Honestly, now: Are you Confederates so unbelievably stupid as to think the US would continue to let you exist?

To be entirely truthful about it, I would rather the US had granted the Confederate states had the right to exit the Union. It would have made the subsequent stomping the Confederacy's racist and evil sorry ass all that much cleaner and sweeter. It would have been straight-out conquest, with which the US (on our own continent, at least) has never had much of a problem. Also, I don't really see how the former Confederates would have subsequently had much cause to bitch. After all, they did run off with a third of our land, much of which (hello, Texas!) we had recently acquired from another country, namely Mexico (yes, I know, the Republic of Texas. Whatever, guys). They did a land grab, we did a land grab back. That's the way these things work.

But no. The US rather charmingly held these states to be in mere rebellion. Which meant that the individual states were eventually readmitted intact to the Union, thus retaining their already-existing character, and the former erstwhile citizens of the CSA allowed to reclaim their identity as American citizens. Hell, we didn't even hang Jefferson Davis. In all, the Confederate states and their citizens were lucky the US was under impression those states still belonged to the Union. The alternative, I assure you, would have been grim. It would have made the Reconstruction look like a county fair.

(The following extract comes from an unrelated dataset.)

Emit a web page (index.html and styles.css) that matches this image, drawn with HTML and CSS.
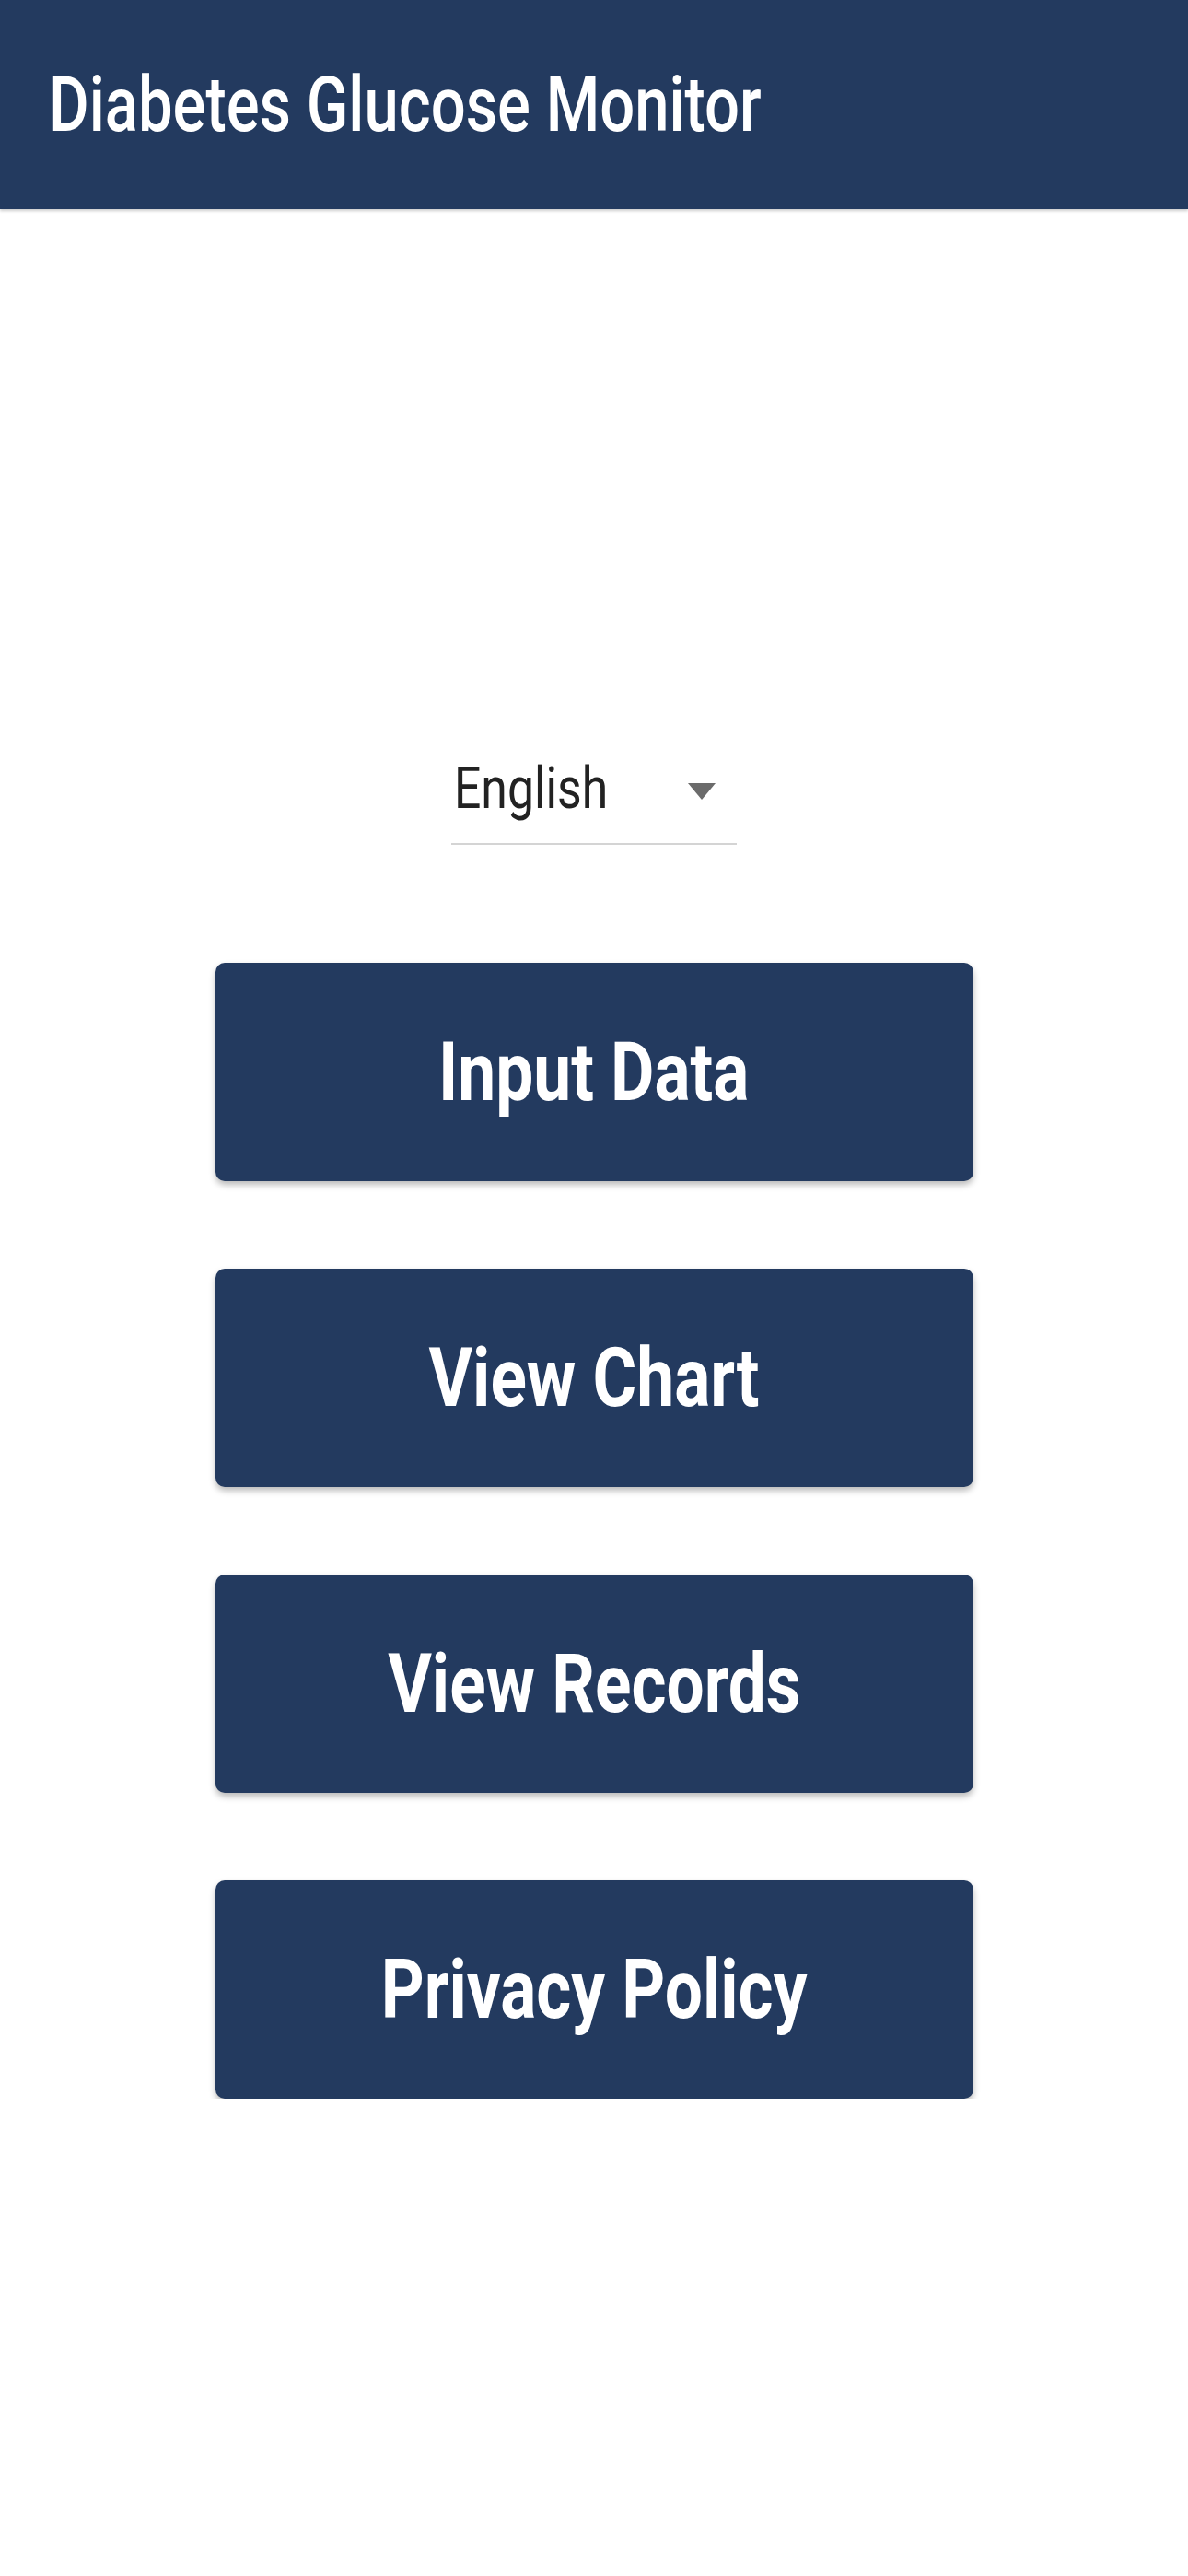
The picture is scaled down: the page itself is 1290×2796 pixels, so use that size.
FILE: index.html
```html
<!DOCTYPE html>
<html>
<head>
<meta charset="utf-8">
<link rel="stylesheet" href="styles.css">
</head>
<body>
<header class="appbar">
  <span class="appbar-title">Diabetes Glucose Monitor</span>
</header>
<main class="content">
  <div class="select">
    <span class="select-value">English</span>
    <svg class="select-arrow" width="30" height="18" viewBox="0 0 30 18"><path d="M0 0 L30 0 L15 18 Z" fill="#6b6b6b"/></svg>
  </div>
  <div class="buttons">
    <button class="btn"><span class="btn-label">Input Data</span></button>
    <button class="btn"><span class="btn-label">View Chart</span></button>
    <button class="btn"><span class="btn-label">View Records</span></button>
    <button class="btn"><span class="btn-label">Privacy Policy</span></button>
  </div>
</main>
</body>
</html>
```

FILE: styles.css
```css
html, body {
  margin: 0;
  padding: 0;
  background: #ffffff;
  font-family: Roboto, "Noto Sans", sans-serif;
}

.appbar {
  height: 227px;
  background: #233a5f;
  box-shadow: 0 2px 3px rgba(0, 0, 0, 0.2);
  display: flex;
  align-items: center;
  padding-left: 53px;
  box-sizing: border-box;
}

.appbar-title {
  display: inline-block;
  color: #ffffff;
  font-weight: 500;
  font-size: 83px;
  line-height: 1;
  transform: scaleX(0.807);
  transform-origin: left center;
  white-space: nowrap;
}

.content {
  display: flex;
  flex-direction: column;
  align-items: center;
  padding-top: 580px;
}

.select {
  width: 310px;
  height: 110px;
  box-sizing: border-box;
  border-bottom: 2px solid #d4d4d4;
  display: flex;
  align-items: center;
  justify-content: space-between;
  padding: 0 23px 0 3px;
}

.select-value {
  display: inline-block;
  color: #222222;
  font-size: 63px;
  font-weight: 400;
  line-height: 1;
  transform: scaleX(0.82);
  transform-origin: left center;
  margin-top: -12px;
}

.select-arrow {
  display: block;
  margin-top: -4px;
}

.buttons {
  margin-top: 128px;
  display: flex;
  flex-direction: column;
  gap: 95px;
}

.btn {
  width: 823px;
  height: 237px;
  border: none;
  border-radius: 10px;
  background: #233a5f;
  box-shadow: 0 4px 7px rgba(0, 0, 0, 0.28);
  display: flex;
  align-items: center;
  justify-content: center;
  padding: 0;
  margin: 0;
  font-family: inherit;
}

.btn-label {
  display: inline-block;
  color: #ffffff;
  font-size: 89px;
  font-weight: 700;
  line-height: 1;
  transform: scaleX(0.82);
  white-space: nowrap;
}
```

That former Confederate states have "state rights" at all is predicated on the fact that the Confederate position wasn't correct, or at the very least, poorly backed up by the Confederacy itself. In other words, the only reason that Confederate sympathizers can argue that their interpretation of states' rights was correct is because, to their good fortune, their interpretation turned out to be so very wrong. The fact that they argue "states' rights" at all points to how little they have to work with when discussing the virtues of the Confederacy. But I guess Confederate sympathizers would prefer to have a idiotic argument than no argument at all. Again, isn't that just the Confederacy all over.